The Best Teacher You Ever Had…. Failure

2 March 2015

What do we do when we succeed at something? We cheer, pump our fists, go out and celebrate, splash the cash. However small or huge the success is, we bask in the glory of the moment and set our expectations higher than before, hoping for more and bigger adrenaline rushes in the future.

By it’s nature, success is corruptive because it triggers thoughts of invincibility and allows complacency to creep in to our behaviour; we get a sense of unjustified entitlement to automatic success. All of which may cause our downfall in the future.
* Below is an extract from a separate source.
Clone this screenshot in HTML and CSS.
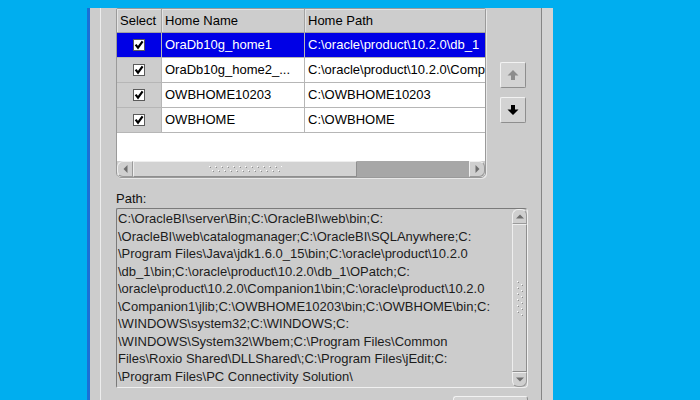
FILE: index.html
```html
<!DOCTYPE html>
<html>
<head>
<meta charset="utf-8">
<link rel="stylesheet" href="styles.css">
</head>
<body>
<div class="screen">
  <div class="window">
    <div class="gutter"></div>
    <div class="panel">
      <div class="toprow">
        <div class="scrollpane">
          <div class="viewport">
            <div class="grid">
              <div class="h">Select</div>
              <div class="h">Home Name</div>
              <div class="h">Home Path</div>

              <div class="c sel on"><svg width="12" height="12" viewBox="0 0 12 12"><rect x="0.5" y="0.5" width="11" height="11" fill="#fff" stroke="#5a5a5a"/><path d="M2.6 5.6 L5 8.6 L9.6 2.4" fill="none" stroke="#000" stroke-width="2.2"/></svg></div>
              <div class="c on">OraDb10g_home1</div>
              <div class="c on">C:\oracle\product\10.2.0\db_1</div>

              <div class="c sel"><svg width="12" height="12" viewBox="0 0 12 12"><rect x="0.5" y="0.5" width="11" height="11" fill="#fff" stroke="#5a5a5a"/><path d="M2.6 5.6 L5 8.6 L9.6 2.4" fill="none" stroke="#000" stroke-width="2.2"/></svg></div>
              <div class="c">OraDb10g_home2_...</div>
              <div class="c">C:\oracle\product\10.2.0\Companion1</div>

              <div class="c sel"><svg width="12" height="12" viewBox="0 0 12 12"><rect x="0.5" y="0.5" width="11" height="11" fill="#fff" stroke="#5a5a5a"/><path d="M2.6 5.6 L5 8.6 L9.6 2.4" fill="none" stroke="#000" stroke-width="2.2"/></svg></div>
              <div class="c">OWBHOME10203</div>
              <div class="c">C:\OWBHOME10203</div>

              <div class="c sel"><svg width="12" height="12" viewBox="0 0 12 12"><rect x="0.5" y="0.5" width="11" height="11" fill="#fff" stroke="#5a5a5a"/><path d="M2.6 5.6 L5 8.6 L9.6 2.4" fill="none" stroke="#000" stroke-width="2.2"/></svg></div>
              <div class="c">OWBHOME</div>
              <div class="c">C:\OWBHOME</div>
            </div>
          </div>
          <div class="hscroll">
            <div class="hs-btn hs-left"><svg width="5" height="8" viewBox="0 0 5 8"><path d="M4.5 0 L4.5 8 L0.5 4 Z" fill="#6e6e6e"/></svg></div>
            <div class="hs-thumb"><svg width="74" height="8" viewBox="0 0 74 8"><defs><pattern id="hg" width="6" height="8" patternUnits="userSpaceOnUse"><rect x="1" y="1" width="1" height="1" fill="#fff"/><rect x="2" y="2" width="1" height="1" fill="#8c8c8c"/><rect x="4" y="5" width="1" height="1" fill="#fff"/><rect x="5" y="6" width="1" height="1" fill="#8c8c8c"/></pattern></defs><rect width="74" height="8" fill="url(#hg)"/></svg></div>
            <div class="hs-track"></div>
            <div class="hs-btn hs-right"><svg width="5" height="8" viewBox="0 0 5 8"><path d="M0.5 0 L0.5 8 L4.5 4 Z" fill="#6e6e6e"/></svg></div>
          </div>
        </div>
        <div class="movebtns">
          <div class="mbtn"><svg width="12" height="12" viewBox="0 0 12 12"><path d="M6 1 L11.5 6.5 L8 6.5 L8 11 L4 11 L4 6.5 L0.5 6.5 Z" fill="#8c8c8c"/></svg></div>
          <div class="mbtn"><svg width="12" height="12" viewBox="0 0 12 12"><path d="M6 11 L11.5 5.5 L8 5.5 L8 1 L4 1 L4 5.5 L0.5 5.5 Z" fill="#000"/></svg></div>
        </div>
      </div>

      <div class="label">Path:</div>

      <div class="textarea">
        <div class="lines">
          <div>C:\OracleBI\server\Bin;C:\OracleBI\web\bin;C:</div>
          <div>\OracleBI\web\catalogmanager;C:\OracleBI\SQLAnywhere;C:</div>
          <div>\Program Files\Java\jdk1.6.0_15\bin;C:\oracle\product\10.2.0</div>
          <div>\db_1\bin;C:\oracle\product\10.2.0\db_1\OPatch;C:</div>
          <div>\oracle\product\10.2.0\Companion1\bin;C:\oracle\product\10.2.0</div>
          <div>\Companion1\jlib;C:\OWBHOME10203\bin;C:\OWBHOME\bin;C:</div>
          <div>\WINDOWS\system32;C:\WINDOWS;C:</div>
          <div>\WINDOWS\System32\Wbem;C:\Program Files\Common</div>
          <div>Files\Roxio Shared\DLLShared\;C:\Program Files\jEdit;C:</div>
          <div>\Program Files\PC Connectivity Solution\</div>
        </div>
        <div class="vscroll">
          <div class="vs-btn vs-up"><svg width="8" height="5" viewBox="0 0 8 5"><path d="M0 4.5 L8 4.5 L4 0.5 Z" fill="#6e6e6e"/></svg></div>
          <div class="vs-thumb"><svg width="8" height="36" viewBox="0 0 8 36"><defs><pattern id="vg" width="8" height="6" patternUnits="userSpaceOnUse"><rect x="1" y="1" width="1" height="1" fill="#fff"/><rect x="2" y="2" width="1" height="1" fill="#8c8c8c"/><rect x="5" y="4" width="1" height="1" fill="#fff"/><rect x="6" y="5" width="1" height="1" fill="#8c8c8c"/></pattern></defs><rect width="8" height="36" fill="url(#vg)"/></svg></div>
          <div class="vs-btn vs-down"><svg width="8" height="5" viewBox="0 0 8 5"><path d="M0 0.5 L8 0.5 L4 4.5 Z" fill="#6e6e6e"/></svg></div>
        </div>
      </div>

      <div class="bottom"><div class="btn"></div></div>
    </div>
    <div class="rightstrip"></div>
  </div>
</div>
</body>
</html>
```

FILE: styles.css
```css
* { box-sizing: border-box; }
html, body { margin: 0; padding: 0; }
body {
  width: 700px;
  height: 400px;
  overflow: hidden;
  background: #00aeef;
  font-family: "Liberation Sans", Arial, sans-serif;
  font-size: 13px;
  color: #000;
}
.screen {
  display: flex;
  padding-top: 8px;
  padding-left: 87px;
  height: 400px;
}
.window {
  display: flex;
  width: 466px;
  height: 392px;
  border-left: 3px solid #1a6fd6;
  background: #cccccc;
  overflow: hidden;
}
.gutter {
  flex: none;
  width: 11px;
  border-right: 1px solid #ededed;
}
.panel {
  flex: none;
  width: 441px;
  border-right: 1px solid #858585;
  padding-left: 15px;
  display: flex;
  flex-direction: column;
  overflow: hidden;
}
.panel > * { flex: none; }
.rightstrip {
  flex: 1;
  background: #d3d3d3;
}

/* table */
.toprow { display: flex; align-items: flex-start; }
.scrollpane {
  flex: none;
  width: 370px;
  height: 170px;
  border: 1px solid #9a9a9a;
  border-radius: 2px 2px 5px 5px;
  display: flex;
  flex-direction: column;
  background: #fff;
  overflow: hidden;
  box-shadow: 1px 1px 0 #e8e8e8;
}
.viewport {
  flex: none;
  height: 152px;
  overflow: hidden;
  background: #fff;
}
.grid {
  display: grid;
  width: 448px;
  grid-template-columns: 45px 143px 260px;
}
.h {
  height: 24px;
  line-height: 23px;
  padding-left: 3px;
  background: #cdcdcd;
  border-right: 1px solid #a2a2a2;
  border-bottom: 1px solid #a2a2a2;
  box-shadow: inset 1px 1px 0 #e4e4e4;
  white-space: nowrap;
  overflow: hidden;
}
.c {
  height: 25px;
  line-height: 24px;
  padding-left: 3px;
  border-right: 1px solid #b6b6b6;
  border-bottom: 1px solid #b6b6b6;
  white-space: nowrap;
  overflow: hidden;
  background: #fff;
}
.c.sel {
  background: #cdcdcd;
  padding-left: 0;
  display: flex;
  align-items: center;
  justify-content: center;
}
.c.on {
  background: #0000e6;
  color: #fff;
}

/* horizontal scrollbar */
.hscroll {
  flex: none;
  display: flex;
  height: 16px;
  background: #cdcdcd;
}
.hs-btn {
  flex: none;
  width: 16px;
  height: 16px;
  background: #cfcfcf;
  border: 1px solid #f0f0f0;
  border-right-color: #9a9a9a;
  border-bottom-color: #9a9a9a;
  display: flex;
  align-items: center;
  justify-content: center;
}
.hs-left { border-radius: 6px 0 0 6px; }
.hs-right { border-radius: 0 6px 6px 0; }
.hs-thumb {
  flex: none;
  width: 224px;
  background: #d2d2d2;
  border: 1px solid #eeeeee;
  border-right-color: #8e8e8e;
  border-bottom-color: #8e8e8e;
  display: flex;
  align-items: center;
  justify-content: center;
}
.hs-track {
  flex: none;
  width: 112px;
  background: #a7a7a7;
}

/* move buttons */
.movebtns {
  flex: none;
  margin-left: 14px;
  margin-top: 54px;
  display: flex;
  flex-direction: column;
  gap: 9px;
}
.mbtn {
  width: 26px;
  height: 26px;
  background: #d3d3d3;
  border: 1px solid #f2f2f2;
  border-right-color: #8e8e8e;
  border-bottom-color: #8e8e8e;
  border-radius: 2px;
  display: flex;
  align-items: center;
  justify-content: center;
}

/* path */
.label {
  margin-top: 13px;
  height: 16px;
  line-height: 16px;
  margin-bottom: 1px;
  color: #111;
}
.textarea {
  width: 412px;
  height: 180px;
  border: 1px solid;
  border-color: #7a7a7a #f0f0f0 #f0f0f0 #7a7a7a;
  border-radius: 2px 4px 4px 2px;
  display: flex;
}
.lines {
  flex: 1;
  padding: 1px 0 0 1px;
  line-height: 17.5px;
  white-space: nowrap;
  overflow: hidden;
  color: #1c1c1c;
}
.vscroll {
  flex: none;
  width: 15px;
  display: flex;
  flex-direction: column;
}
.vs-btn {
  flex: none;
  height: 15px;
  background: #cfcfcf;
  border: 1px solid #f0f0f0;
  border-right-color: #9a9a9a;
  border-bottom-color: #9a9a9a;
  display: flex;
  align-items: center;
  justify-content: center;
}
.vs-up { border-radius: 6px 6px 0 0; }
.vs-down { border-radius: 0 0 6px 6px; }
.vs-thumb {
  flex: 1;
  background: #d0d0d0;
  border: 1px solid #eeeeee;
  border-right-color: #8e8e8e;
  border-bottom-color: #8e8e8e;
  display: flex;
  align-items: center;
  justify-content: center;
}

/* bottom button */
.bottom {
  margin-top: 8px;
  width: 412px;
  display: flex;
  justify-content: flex-end;
}
.btn {
  width: 75px;
  height: 26px;
  background: #d3d3d3;
  border: 1px solid #f2f2f2;
  border-right-color: #8e8e8e;
  border-bottom-color: #8e8e8e;
  border-radius: 3px;
}
```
Failure however, is an entirely different matter. When this unwanted visitor calls on us we feel shock, disappointment, sadness, depression even. But sooner or later, we tend to sit up and analyse where we went wrong, draw lessons from the experience, pick ourselves up and get on with life. Essentially, we learn from the experience and become stronger, tougher, wiser and generally more experienced.

Of course, no one sets out to fail or welcomes failure but; what we need to recognise is that failure is a much better teacher than success. We need to welcome failure as an essential building block of our future success. Sure, failure tastes horrible; so does medicine, but we take it because we have been conditioned from a young age that it is good for us.

I believe we should teach our young people to plan for success, prepare to accept failure and draw life lessons from it. I also believe we must teach them to do less fist pumping when they succeed and analyse where they went right.

Rudyard Kipling’s poem “IF” has a very apt segment which sums up this point well:

If you can meet with Triumph and Disaster
And treat those two impostors just the same;
If you can bear to hear the truth you’ve spoken
Twisted by knaves to make a trap for fools,
Or watch the things you gave your life to, broken,
And stoop and build ’em up with worn-out tools:
……
……

Yours is the Earth and everything that’s in it,
And—which is more—you’ll be a Man, my son!